Academic writing usually requires dense formal citation. Journalism often integrates attribution into the prose. Blog posts may use links. Books may use notes at the end of chapters. The goal is to keep the text readable while preserving transparency.
Attribution can often be written naturally. Instead of interrupting every sentence, a writer can introduce the source clearly, explain the evidence, and then return to the main argument. Good attribution supports the reading experience rather than disrupting it.
Source Attribution Checklist
| Question | Why It Matters |
|---|---|
| Did this fact, quote, idea, or statistic come from another source? | If yes, it likely needs attribution. |
| Is the source clear enough for readers to find? | Attribution should make verification possible. |
| Is the source reliable for this specific claim? | A weak source can damage a strong argument. |
| Is the material quoted, paraphrased, or summarized accurately? | Misrepresenting a source can be as harmful as not citing it. |
| Does the material require permission, not only credit? | Images, charts, long excerpts, and lyrics may need legal permission. |
| Are citations consistent throughout the text? | Consistency improves professionalism and readability. |
Conclusion
Source attribution matters in non-fiction writing because it protects trust, accuracy, originality, fairness, and accountability. It shows readers where information comes from and gives them a way to verify the evidence behind the text.

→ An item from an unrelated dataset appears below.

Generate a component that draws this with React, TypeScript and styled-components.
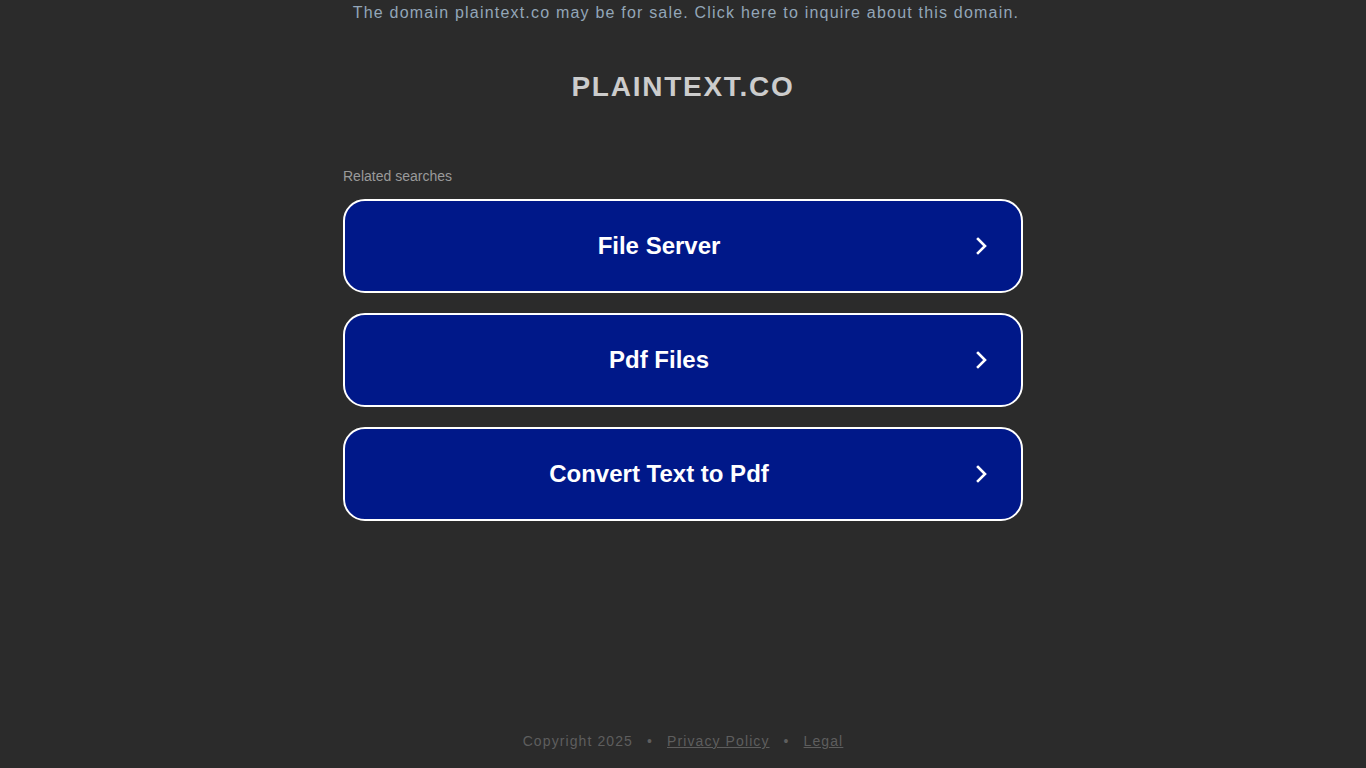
import React from "react";
import styled, { createGlobalStyle } from "styled-components";

const Global = createGlobalStyle`
  html, body { margin: 0; padding: 0; background: #2b2b2b; }
  body { font-family: "Liberation Sans", Arial, sans-serif; }
`;

const Page = styled.div`
  height: 768px;
  display: flex;
  flex-direction: column;
  align-items: center;
  background: #2b2b2b;
`;

const Banner = styled.a`
  margin-top: 3px;
  padding-left: 6px;
  font-size: 16px;
  line-height: 19px;
  letter-spacing: 1.2px;
  color: #93a6b8;
  text-decoration: none;
`;

const Title = styled.h1`
  margin: 49px 0 0;
  font-size: 28px;
  line-height: 32px;
  font-weight: 700;
  letter-spacing: 1.75px;
  color: #cccccc;
`;

const Main = styled.div`
  width: 680px;
  margin-top: 65px;
  display: flex;
  flex-direction: column;
`;

const Label = styled.div`
  font-size: 14px;
  line-height: 17px;
  color: #9a9a9a;
  margin-bottom: 14px;
`;

const List = styled.div`
  display: flex;
  flex-direction: column;
  gap: 20px;
`;

const Item = styled.a`
  box-sizing: border-box;
  height: 94px;
  border: 2px solid #ffffff;
  border-radius: 22px;
  background: #001889;
  display: flex;
  align-items: center;
  padding: 0 30px 0 2px;
  text-decoration: none;
  color: #ffffff;
`;

const ItemText = styled.span`
  flex: 1;
  text-align: center;
  font-size: 24px;
  font-weight: 700;
`;

const Chevron = styled.svg`
  width: 20px;
  height: 20px;
  flex: none;
`;

const Footer = styled.div`
  margin-top: auto;
  margin-bottom: 19px;
  font-size: 14px;
  line-height: 16px;
  letter-spacing: 1.1px;
  color: #5e5e5e;
  display: flex;
  gap: 14px;
`;

const FooterLink = styled.a`
  color: #5e5e5e;
  text-decoration: underline;
`;

const items = ["File Server", "Pdf Files", "Convert Text to Pdf"];

export default function App() {
  return (
    <Page>
      <Global />
      <Banner href="#">The domain plaintext.co may be for sale. Click here to inquire about this domain.</Banner>
      <Title>PLAINTEXT.CO</Title>
      <Main>
        <Label>Related searches</Label>
        <List>
          {items.map((t) => (
            <Item key={t} href="#">
              <ItemText>{t}</ItemText>
              <Chevron viewBox="0 0 20 20" fill="none" stroke="#fff" strokeWidth="2.6" strokeLinecap="square">
                <path d="M7 3 L14 10 L7 17" />
              </Chevron>
            </Item>
          ))}
        </List>
      </Main>
      <Footer>
        <span>Copyright 2025</span>
        <span>•</span>
        <FooterLink href="#">Privacy Policy</FooterLink>
        <span>•</span>
        <FooterLink href="#">Legal</FooterLink>
      </Footer>
    </Page>
  );
}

Attribution also protects writers. It reduces the risk of plagiarism, strengthens arguments, supports professional credibility, and helps avoid careless use of copyrighted material. A well-sourced text is easier to defend, revise, and improve.
Non-fiction writing becomes stronger when sources are clear, relevant, and responsibly used. Good attribution does not distract from the writer’s message. It gives that message a stronger foundation.